Empathie leitet seine Kamera, ein Gefühl, das er unbedingt weitergeben möchte. Aus den Aufnahmen vibriert in der Tat ein Pathos, das viele Facetten in sich birgt: Traurigkeit, Stolz, Nostalgie aber durchaus auch Hoffnung. Gelassenheit strahlt eines der wenigen Mädchen, das er fotografieren durfte und ganz vorne in der Schau neben einem jungen Farbigen mit Brillantenohrring die Blicke auf sich lenkt. Das niedliche kleine Mädchen hält den Kopf geneigt auf beiden gefalteten Händen und erweckt dabei den Anschein, endlich angekommen zu sein. Angekommen in eine neue Umgebung, in der sie – man wünscht es sich – in Frieden aufwachsen kann, bevor es eines Tages in die Heimat zurückkehren darf. Denn zurückzukehren ist der Wunsch, den die Meisten in sich tragen.
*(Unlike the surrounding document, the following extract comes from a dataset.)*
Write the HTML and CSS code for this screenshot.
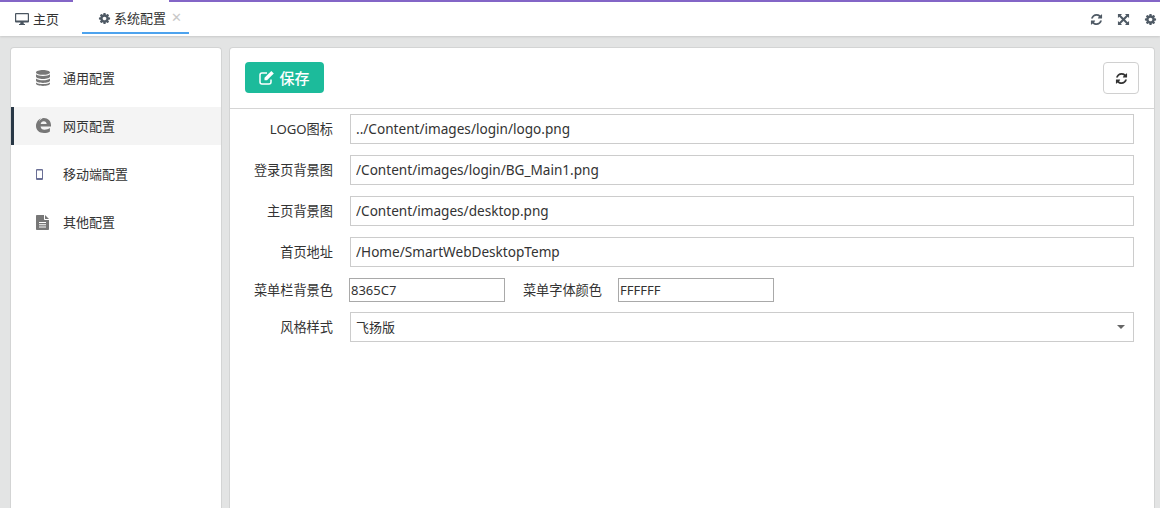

Jemand denkt dennoch an Bleiben, wie der Junge, der ein Trikot mit dem Schriftzug D – D für Deutschland – trägt und fröhlich vor sich lacht. Ein junger Mann mit umgedrehtem Capy lächelt ironisch in die Linse und lädt vielleicht seine Vis-á-Vis dazu ein, auf einen frechen Spruch zu reagieren. Ein Sympathieträger aus dem Großraum Afrika, dessen Bild die Ausstellung auf Plakaten und Bannern begleitet und den Vorbeieilenden die Angst vor dem Ungewohnten wegnimmt. Was Marco Pejrolo mit seinem anspruchsvollen Projekt bezweckt, ist einen Beitrag zu leisten, damit die Menschen angstfrei miteinander in Dialog treten. Brücken bauen statt Mauern errichten, die man – wie die Geschichte uns lehrt – gewaltsam niederreißen kann.
Seine Fotos sollten an einem stark frequentierten Ort zur Schau gestellt werden. Die Landeshauptstadt München ist ihm entgegen gekommen und unterstützt das Projekt. Die tief bewegenden Bilder sind von einer so herausragenden Qualität, dass München darüber stolz gehen kann.
Seit zwei Jahren lebt Marco Pejrolo zwischen Turin und München, wo er sich einen Namen als Regisseur mit klassisch-modernen Repertoire gemacht hat. Seine über dreißigjährige Erfahrung als Schauspieler und Theaterregisseur fließt auch in seine Fotos ein, die – wie in diesem Fall – den menschlichen Antlitz in den Mittelpunkt stellen. Die Fotografie als Spiegel des Gesichts, das Gesicht als Spiegel der Seele.
Seine Portraitierten sind Figuren auf einer ideellen Bühne inmitten einer Inszenierung – seiner eigenen -, die das Auge des Besuchers einfängt und nicht mehr loslässt.
Bis zum 13. Februar täglich zwischen 9 und 23 Uhr im Foyer Glashalle von Gasteig zu besichtigen.